What is required: Set out every line bearing the string "this".

Records for the exercise:
***
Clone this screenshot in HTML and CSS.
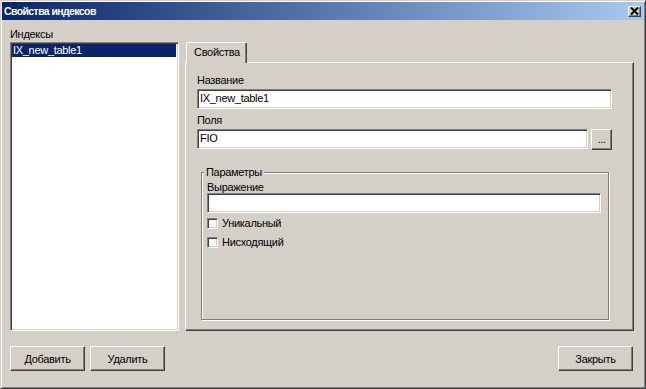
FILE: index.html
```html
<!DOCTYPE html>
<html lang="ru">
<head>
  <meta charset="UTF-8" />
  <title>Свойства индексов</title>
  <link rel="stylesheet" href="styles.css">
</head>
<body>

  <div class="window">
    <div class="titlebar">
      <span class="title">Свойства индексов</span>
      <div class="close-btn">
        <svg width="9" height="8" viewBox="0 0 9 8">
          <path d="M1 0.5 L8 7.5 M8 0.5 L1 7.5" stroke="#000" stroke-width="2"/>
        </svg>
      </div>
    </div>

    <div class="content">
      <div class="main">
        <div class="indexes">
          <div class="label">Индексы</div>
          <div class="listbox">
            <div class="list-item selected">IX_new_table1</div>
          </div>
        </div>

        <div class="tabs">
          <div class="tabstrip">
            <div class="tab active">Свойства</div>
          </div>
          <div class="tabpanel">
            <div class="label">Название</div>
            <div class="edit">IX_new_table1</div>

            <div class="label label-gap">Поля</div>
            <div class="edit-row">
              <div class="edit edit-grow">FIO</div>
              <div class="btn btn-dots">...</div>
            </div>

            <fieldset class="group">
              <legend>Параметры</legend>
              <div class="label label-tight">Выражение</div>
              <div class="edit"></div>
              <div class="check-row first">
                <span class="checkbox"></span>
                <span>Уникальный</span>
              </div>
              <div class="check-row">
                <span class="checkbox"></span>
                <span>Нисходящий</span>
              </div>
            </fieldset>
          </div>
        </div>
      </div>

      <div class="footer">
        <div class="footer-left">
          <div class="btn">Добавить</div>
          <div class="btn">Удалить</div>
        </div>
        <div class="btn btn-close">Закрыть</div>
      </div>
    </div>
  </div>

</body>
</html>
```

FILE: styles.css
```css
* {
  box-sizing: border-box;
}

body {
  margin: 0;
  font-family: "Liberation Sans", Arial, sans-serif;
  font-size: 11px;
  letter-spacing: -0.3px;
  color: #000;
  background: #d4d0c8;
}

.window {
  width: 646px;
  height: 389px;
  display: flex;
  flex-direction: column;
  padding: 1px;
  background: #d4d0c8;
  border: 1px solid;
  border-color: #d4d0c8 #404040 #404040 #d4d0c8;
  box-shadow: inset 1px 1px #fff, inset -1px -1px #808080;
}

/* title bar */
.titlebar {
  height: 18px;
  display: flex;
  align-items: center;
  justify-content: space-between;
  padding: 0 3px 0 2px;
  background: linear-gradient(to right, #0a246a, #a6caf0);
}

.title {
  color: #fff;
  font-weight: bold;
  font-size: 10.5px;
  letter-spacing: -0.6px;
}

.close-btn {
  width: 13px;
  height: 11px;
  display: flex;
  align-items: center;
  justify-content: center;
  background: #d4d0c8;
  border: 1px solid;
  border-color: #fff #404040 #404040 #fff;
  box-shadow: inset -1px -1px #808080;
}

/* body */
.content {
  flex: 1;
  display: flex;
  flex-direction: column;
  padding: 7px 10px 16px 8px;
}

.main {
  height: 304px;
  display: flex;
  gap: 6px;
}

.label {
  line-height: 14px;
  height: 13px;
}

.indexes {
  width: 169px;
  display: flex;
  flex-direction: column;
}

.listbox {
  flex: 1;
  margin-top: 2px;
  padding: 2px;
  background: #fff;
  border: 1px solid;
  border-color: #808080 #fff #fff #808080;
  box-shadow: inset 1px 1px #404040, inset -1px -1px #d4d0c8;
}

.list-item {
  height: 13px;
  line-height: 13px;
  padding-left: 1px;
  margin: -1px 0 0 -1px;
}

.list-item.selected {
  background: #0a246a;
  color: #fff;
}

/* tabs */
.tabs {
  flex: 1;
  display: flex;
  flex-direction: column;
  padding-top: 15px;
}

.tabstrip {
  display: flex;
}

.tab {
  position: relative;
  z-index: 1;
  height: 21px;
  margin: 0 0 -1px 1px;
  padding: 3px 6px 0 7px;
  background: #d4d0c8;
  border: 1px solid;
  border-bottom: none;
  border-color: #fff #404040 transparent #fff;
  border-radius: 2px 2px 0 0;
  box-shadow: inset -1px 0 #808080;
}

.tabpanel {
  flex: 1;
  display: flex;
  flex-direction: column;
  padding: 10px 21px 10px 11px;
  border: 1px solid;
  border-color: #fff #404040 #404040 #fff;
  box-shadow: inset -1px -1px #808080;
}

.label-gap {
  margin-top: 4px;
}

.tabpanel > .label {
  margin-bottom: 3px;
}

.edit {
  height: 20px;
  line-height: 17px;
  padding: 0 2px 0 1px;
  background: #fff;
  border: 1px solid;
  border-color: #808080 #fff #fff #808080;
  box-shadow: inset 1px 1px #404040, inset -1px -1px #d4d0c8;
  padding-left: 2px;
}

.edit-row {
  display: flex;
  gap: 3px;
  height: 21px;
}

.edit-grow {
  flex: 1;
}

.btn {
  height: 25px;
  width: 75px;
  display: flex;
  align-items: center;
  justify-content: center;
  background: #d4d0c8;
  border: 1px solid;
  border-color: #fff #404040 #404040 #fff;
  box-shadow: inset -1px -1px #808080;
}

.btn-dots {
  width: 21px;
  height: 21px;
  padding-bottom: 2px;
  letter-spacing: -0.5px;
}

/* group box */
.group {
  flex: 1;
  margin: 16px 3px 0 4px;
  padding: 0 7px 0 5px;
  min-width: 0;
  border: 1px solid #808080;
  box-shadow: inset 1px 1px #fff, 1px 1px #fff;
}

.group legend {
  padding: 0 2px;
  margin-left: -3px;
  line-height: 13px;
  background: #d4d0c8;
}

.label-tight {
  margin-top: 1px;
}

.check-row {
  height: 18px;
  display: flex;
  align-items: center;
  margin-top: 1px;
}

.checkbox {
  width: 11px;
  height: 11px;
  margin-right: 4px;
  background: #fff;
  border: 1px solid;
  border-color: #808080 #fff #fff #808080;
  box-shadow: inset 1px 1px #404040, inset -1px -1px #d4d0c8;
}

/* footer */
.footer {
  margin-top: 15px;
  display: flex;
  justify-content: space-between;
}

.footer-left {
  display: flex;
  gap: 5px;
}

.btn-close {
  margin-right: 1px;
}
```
***
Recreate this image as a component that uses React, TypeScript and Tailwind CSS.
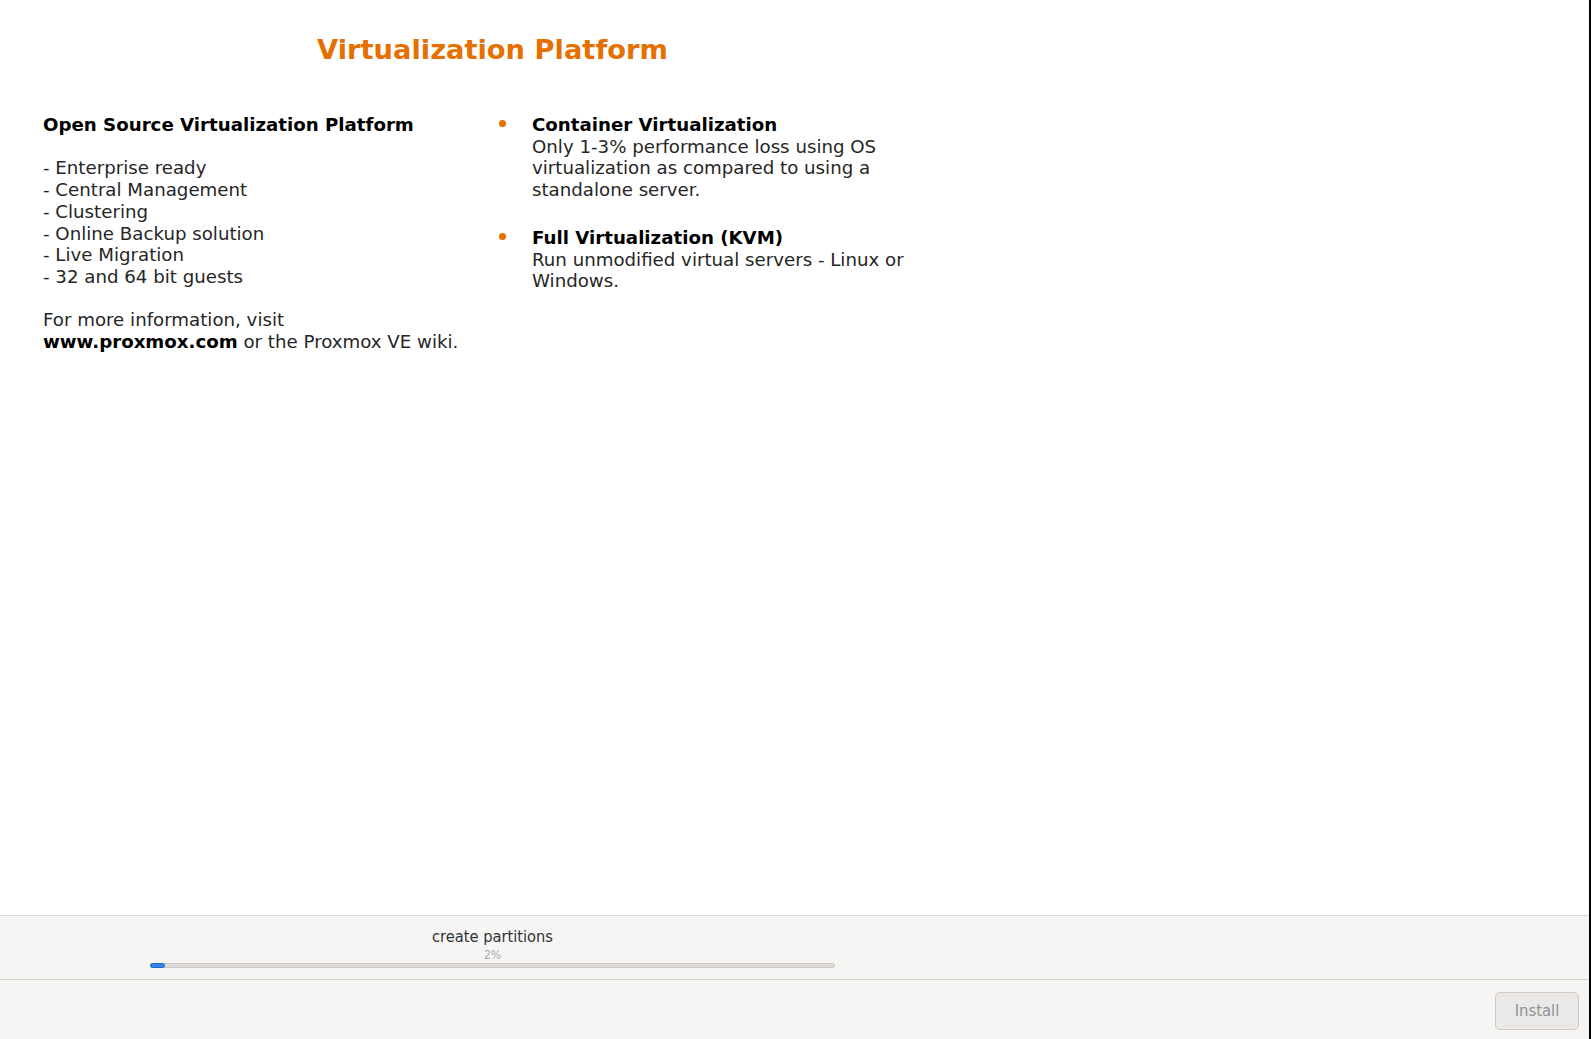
***
The solution:
Clone this screenshot in HTML and CSS.
Recreate this image as a component that uses React, TypeScript and Tailwind CSS.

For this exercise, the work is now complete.